Satirische Botschaft
Dass Köpplinger das Stück nicht mit der aktuellen (zum Zeitpunkt der Premiere ohnehin noch nicht bestehenden) politischen Weltlage verklammert, ist der Inszenierung sicherlich zuträglich. Es wäre als künstlich problembeladenes, polit-lastiges Machwerk auch schwer vorstellbar und funktioniert eindeutig besser in dem abstrakt persiflierenden Raum, in dem es von Haus aus spielt. Die von Offenbach intendierte satirische Botschaft kommt auch so hinreichend an – nicht zuletzt übermittelt durch die von Köpplinger sehr gut geführten Figuren, die sich mit liebenswerter Selbstironie gerne auch selbst mal auf den Arm nehmen, beispielsweise, wenn sie zum sechsten Mal ihren sechsundreißigsten Geburtstag feiern.
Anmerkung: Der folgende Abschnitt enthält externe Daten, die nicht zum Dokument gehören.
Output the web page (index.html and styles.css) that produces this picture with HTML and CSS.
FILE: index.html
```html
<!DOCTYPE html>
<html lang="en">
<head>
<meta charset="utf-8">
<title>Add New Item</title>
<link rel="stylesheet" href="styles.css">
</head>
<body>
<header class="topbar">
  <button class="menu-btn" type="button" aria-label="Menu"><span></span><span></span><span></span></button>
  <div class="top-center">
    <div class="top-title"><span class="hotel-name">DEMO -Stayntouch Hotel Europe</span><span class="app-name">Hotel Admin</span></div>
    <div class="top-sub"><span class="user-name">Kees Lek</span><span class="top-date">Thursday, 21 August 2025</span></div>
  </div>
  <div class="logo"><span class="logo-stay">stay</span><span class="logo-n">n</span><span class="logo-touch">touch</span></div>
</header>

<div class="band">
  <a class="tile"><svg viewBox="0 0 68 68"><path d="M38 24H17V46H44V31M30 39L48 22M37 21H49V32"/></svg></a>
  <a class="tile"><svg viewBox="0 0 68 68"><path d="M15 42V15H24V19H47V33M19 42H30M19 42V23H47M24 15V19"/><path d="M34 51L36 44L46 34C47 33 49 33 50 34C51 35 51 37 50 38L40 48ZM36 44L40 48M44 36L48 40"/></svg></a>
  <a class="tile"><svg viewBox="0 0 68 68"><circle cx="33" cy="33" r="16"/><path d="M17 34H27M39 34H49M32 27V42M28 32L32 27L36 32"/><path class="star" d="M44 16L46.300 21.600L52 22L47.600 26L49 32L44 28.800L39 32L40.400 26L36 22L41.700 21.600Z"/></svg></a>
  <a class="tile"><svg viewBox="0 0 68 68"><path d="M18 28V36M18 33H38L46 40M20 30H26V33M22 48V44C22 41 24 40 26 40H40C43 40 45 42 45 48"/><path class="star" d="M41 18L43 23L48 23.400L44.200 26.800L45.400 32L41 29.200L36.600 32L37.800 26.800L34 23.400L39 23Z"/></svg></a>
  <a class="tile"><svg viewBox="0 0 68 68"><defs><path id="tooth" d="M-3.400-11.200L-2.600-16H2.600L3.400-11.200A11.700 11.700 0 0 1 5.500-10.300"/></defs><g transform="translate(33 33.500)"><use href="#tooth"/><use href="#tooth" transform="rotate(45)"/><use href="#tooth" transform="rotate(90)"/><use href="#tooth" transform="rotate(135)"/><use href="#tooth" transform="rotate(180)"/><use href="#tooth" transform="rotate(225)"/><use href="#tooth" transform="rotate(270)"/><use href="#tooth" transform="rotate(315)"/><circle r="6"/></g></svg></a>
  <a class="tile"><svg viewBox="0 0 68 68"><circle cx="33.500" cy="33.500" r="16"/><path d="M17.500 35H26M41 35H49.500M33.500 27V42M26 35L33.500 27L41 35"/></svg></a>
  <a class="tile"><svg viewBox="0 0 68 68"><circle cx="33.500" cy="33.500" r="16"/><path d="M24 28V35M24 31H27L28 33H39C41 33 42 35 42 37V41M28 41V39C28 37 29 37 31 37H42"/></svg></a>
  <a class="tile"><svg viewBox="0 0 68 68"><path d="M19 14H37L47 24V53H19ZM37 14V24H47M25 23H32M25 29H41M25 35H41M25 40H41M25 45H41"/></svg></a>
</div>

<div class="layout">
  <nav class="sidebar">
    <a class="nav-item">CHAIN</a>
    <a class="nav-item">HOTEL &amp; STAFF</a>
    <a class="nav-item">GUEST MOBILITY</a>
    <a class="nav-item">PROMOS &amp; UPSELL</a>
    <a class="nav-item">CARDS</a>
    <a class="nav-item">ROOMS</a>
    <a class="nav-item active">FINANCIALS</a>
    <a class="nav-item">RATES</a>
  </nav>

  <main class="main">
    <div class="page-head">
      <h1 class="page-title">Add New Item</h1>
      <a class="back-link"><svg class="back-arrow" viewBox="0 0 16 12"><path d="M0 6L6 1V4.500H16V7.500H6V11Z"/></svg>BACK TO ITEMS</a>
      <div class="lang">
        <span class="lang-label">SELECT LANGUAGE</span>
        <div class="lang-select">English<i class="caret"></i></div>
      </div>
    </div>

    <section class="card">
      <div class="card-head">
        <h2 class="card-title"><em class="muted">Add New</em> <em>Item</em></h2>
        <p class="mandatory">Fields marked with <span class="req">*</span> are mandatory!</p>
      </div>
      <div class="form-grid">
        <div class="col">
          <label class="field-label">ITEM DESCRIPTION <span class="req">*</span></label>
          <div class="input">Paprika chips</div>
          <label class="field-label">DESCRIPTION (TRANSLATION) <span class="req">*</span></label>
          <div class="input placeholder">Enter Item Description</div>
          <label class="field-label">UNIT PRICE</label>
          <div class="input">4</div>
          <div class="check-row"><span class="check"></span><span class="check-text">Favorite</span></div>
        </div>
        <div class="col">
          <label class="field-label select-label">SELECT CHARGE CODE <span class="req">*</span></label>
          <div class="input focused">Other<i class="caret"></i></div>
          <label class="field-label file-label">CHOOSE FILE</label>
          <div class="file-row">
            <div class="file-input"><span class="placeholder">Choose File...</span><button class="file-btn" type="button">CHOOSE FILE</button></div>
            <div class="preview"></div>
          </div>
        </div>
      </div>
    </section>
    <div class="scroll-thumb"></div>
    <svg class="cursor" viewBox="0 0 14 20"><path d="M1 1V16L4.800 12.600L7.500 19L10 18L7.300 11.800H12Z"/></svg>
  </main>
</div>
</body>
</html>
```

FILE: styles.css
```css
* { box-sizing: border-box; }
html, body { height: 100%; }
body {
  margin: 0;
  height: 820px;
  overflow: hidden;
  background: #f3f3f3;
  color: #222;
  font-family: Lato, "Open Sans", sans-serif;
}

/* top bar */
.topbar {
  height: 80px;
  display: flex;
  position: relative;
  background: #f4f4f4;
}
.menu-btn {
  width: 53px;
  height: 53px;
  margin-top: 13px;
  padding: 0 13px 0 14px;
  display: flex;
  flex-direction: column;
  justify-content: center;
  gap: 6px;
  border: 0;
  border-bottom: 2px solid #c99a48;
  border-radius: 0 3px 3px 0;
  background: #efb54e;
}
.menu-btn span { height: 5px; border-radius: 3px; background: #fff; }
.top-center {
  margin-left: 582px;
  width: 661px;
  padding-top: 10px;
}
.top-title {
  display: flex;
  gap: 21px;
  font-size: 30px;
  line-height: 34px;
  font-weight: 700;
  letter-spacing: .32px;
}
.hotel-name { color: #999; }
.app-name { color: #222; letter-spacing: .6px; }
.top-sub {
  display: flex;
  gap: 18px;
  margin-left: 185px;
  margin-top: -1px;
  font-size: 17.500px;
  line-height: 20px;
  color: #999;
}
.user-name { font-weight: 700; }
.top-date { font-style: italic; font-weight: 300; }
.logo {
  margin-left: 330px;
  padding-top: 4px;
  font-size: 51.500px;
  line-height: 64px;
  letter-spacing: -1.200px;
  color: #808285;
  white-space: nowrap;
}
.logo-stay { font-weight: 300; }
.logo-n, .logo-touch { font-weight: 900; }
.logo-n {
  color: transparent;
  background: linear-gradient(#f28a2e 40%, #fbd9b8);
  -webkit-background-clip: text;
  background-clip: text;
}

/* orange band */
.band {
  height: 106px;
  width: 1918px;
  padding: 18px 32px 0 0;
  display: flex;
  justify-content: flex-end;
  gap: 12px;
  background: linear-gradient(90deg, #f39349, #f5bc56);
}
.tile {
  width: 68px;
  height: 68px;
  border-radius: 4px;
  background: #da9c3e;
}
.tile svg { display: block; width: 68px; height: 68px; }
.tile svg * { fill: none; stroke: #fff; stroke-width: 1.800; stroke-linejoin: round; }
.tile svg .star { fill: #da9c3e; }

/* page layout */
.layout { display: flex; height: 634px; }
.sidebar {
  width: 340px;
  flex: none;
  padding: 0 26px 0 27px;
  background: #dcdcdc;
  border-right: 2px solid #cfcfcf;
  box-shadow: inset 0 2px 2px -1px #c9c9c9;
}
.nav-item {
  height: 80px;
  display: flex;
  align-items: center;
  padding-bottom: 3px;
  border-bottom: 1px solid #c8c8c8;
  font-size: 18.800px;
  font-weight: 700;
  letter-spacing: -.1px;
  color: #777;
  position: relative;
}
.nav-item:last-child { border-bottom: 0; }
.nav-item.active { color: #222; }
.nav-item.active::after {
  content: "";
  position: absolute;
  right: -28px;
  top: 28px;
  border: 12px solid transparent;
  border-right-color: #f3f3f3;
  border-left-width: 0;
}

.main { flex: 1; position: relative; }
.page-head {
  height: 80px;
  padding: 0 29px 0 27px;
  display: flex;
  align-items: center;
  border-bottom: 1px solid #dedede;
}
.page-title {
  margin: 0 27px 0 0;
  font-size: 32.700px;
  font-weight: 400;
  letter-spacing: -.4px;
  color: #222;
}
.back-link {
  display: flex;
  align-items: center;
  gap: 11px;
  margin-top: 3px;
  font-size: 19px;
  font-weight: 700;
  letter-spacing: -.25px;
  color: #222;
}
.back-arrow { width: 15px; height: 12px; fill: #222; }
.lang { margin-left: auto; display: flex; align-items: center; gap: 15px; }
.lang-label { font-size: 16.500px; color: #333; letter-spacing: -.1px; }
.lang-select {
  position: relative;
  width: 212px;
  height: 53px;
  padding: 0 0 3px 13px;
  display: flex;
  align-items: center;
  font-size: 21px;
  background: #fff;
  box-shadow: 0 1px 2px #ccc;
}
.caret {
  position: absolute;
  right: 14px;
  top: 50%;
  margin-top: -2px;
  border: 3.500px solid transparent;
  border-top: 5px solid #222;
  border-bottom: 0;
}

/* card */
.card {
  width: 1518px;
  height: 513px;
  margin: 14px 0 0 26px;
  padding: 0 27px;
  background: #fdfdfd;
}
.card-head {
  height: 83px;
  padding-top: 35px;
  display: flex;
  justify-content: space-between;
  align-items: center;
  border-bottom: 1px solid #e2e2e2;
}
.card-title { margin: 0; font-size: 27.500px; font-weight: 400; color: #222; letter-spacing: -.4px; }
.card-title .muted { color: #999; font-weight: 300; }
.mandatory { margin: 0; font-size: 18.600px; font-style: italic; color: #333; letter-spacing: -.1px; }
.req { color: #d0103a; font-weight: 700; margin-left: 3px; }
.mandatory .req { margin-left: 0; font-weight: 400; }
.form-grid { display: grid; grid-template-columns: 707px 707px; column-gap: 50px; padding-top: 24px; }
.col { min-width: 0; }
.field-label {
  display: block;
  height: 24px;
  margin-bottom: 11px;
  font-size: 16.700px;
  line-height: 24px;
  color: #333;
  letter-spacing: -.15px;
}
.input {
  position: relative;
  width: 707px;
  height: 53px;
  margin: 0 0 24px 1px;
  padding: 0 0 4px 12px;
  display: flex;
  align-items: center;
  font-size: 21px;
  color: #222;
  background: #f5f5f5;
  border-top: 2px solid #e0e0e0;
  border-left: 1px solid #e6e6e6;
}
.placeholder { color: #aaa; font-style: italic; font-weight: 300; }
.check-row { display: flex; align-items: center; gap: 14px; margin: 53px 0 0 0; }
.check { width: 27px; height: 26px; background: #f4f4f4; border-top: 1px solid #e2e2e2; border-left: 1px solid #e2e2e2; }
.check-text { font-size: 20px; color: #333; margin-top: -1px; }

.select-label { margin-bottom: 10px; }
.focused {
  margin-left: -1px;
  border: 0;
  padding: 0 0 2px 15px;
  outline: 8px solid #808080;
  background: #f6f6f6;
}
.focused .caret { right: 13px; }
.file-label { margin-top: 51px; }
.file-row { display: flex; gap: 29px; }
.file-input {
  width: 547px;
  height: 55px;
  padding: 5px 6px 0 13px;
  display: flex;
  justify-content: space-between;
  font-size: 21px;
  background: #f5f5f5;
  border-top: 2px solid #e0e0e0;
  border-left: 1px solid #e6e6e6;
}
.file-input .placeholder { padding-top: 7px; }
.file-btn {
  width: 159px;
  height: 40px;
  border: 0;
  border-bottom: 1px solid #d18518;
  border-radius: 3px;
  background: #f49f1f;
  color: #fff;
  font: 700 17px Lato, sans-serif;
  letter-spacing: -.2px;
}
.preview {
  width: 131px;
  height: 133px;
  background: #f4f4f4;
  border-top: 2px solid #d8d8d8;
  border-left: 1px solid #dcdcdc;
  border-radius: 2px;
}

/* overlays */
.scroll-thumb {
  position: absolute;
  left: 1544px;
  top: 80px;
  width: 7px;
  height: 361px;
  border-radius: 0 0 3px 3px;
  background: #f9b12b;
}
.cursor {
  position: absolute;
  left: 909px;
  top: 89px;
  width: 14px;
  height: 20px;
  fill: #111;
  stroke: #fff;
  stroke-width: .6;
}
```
Gesanglich ragen gleich mehrere Darsteller heraus: Alexander Grassauer gibt einen General Bumm mit echtem stimmlichem Wumms und auch schauspielerisch draufgängerischer Durchschlagskraft. Ein ideal besetztes Paar sind Julia Sturzlbaum mit hellem, voluminösem Sopran als Wanda und Matteo Ivan Rašić als agiler, tenoral geschmeidiger Fritz. Nicht ganz zu überzeugen weiß Juan Carlos Falcón in der Titelrolle. Seine Stimme wäre wohl eher im Musical-Fach zu Hause, sie klingt zudem etwas gaumig und verschattet. Auch in der Charakterisierung der Figur fehlen ihm die Exaltiertheit und das zuweilen impulsiv aufbrausende Temperament der Großherzogin in letzter Konsequenz. Das Orchester des Staatstheaters am Gärtnerplatz unter Leitung von Oleg Plashnikov trägt die schmissige Gangart und die parodistischen Spitzen der Inszenierung gut ausbalanciert mit. Auch vor der Musik macht die Satire nicht halt, ob mit Anklängen an Tschaikowskys „Schwanensee“ oder gleich an Offenbach selbst mit der Barcarole aus „Hoffmanns Erzählungen“. Eine rundum gelungene, karnevalesk-rasante, queere Produktion.